Although at the outset, it would seem that building a model that is able to reveal the kinetic parameters of degradation during a non-isothermal process with only two data points would be quite difficult, it actually provided a clearer picture of the degradation in processing compared to the degradation in storage. The error in this model was typically lower than that of the stored recipes, which is a promising result. However, the results need to be repeated with a replicate experiment, which will be conducted soon. Care will be taken to procure the same exact recipe as in the first case.
We have also worked on two new publications which can offer insights on where to take this project in the future, specifically about accounting for the total vitamin C content as opposed to merely ascorbic acid:
 Peleg, M., Normand, M. D., Dixon, W. R. and Goulette, T. R. 2017. Modeling the degradation kinetics of ascorbic acid. Critical Reviews in Food Science and Nutrition. (In press – available on line)
 Peleg, M., Normand, M. D. and Corradini, M. G. 2017. A new look at kinetics in relation to food storage. Annual Reviews in Food Science and Technology 8:135-153.
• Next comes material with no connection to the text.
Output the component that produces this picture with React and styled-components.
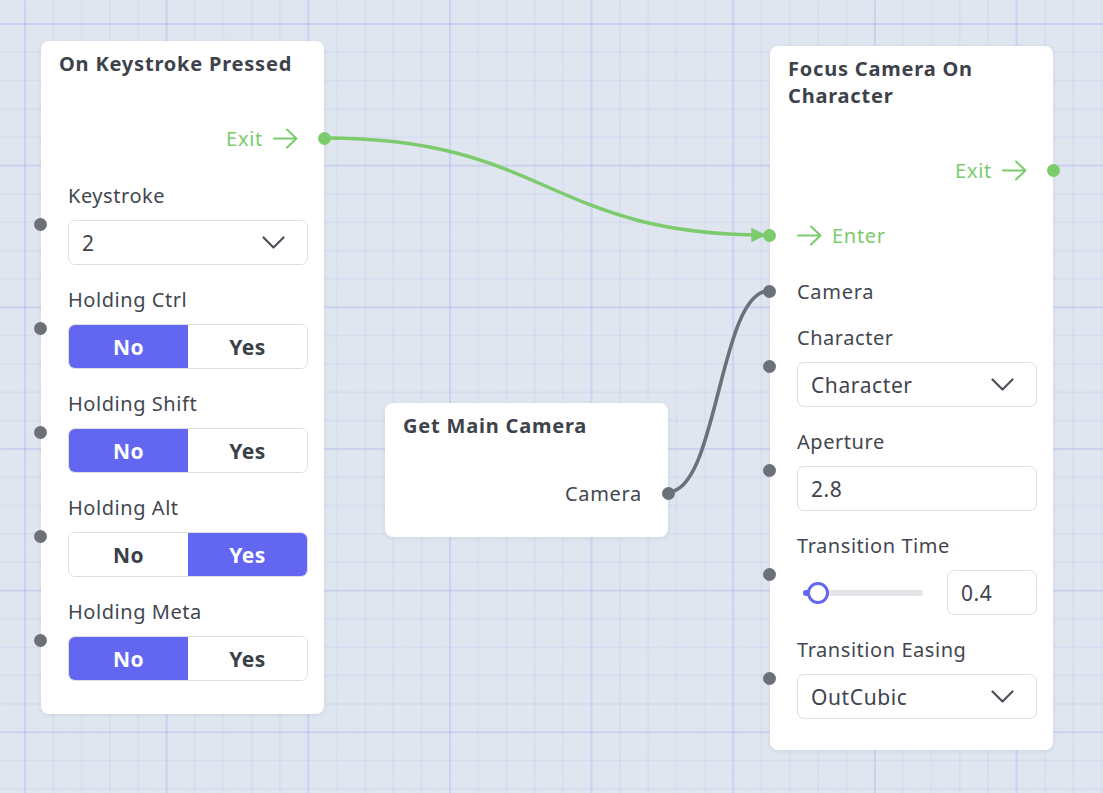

Overall, the progress of the project has been good. Constant pull dates for analysis can prove demanding at times, but possible. However, we did choose to maintain reporting “time” in terms of days rather than months, in order to allow more granularity in modeling if a day or two passes before analysis is able to be done (although this has not yet occurred). There is still much more data to collect and process, which will shed light on the rest of the modeling that needs to be done.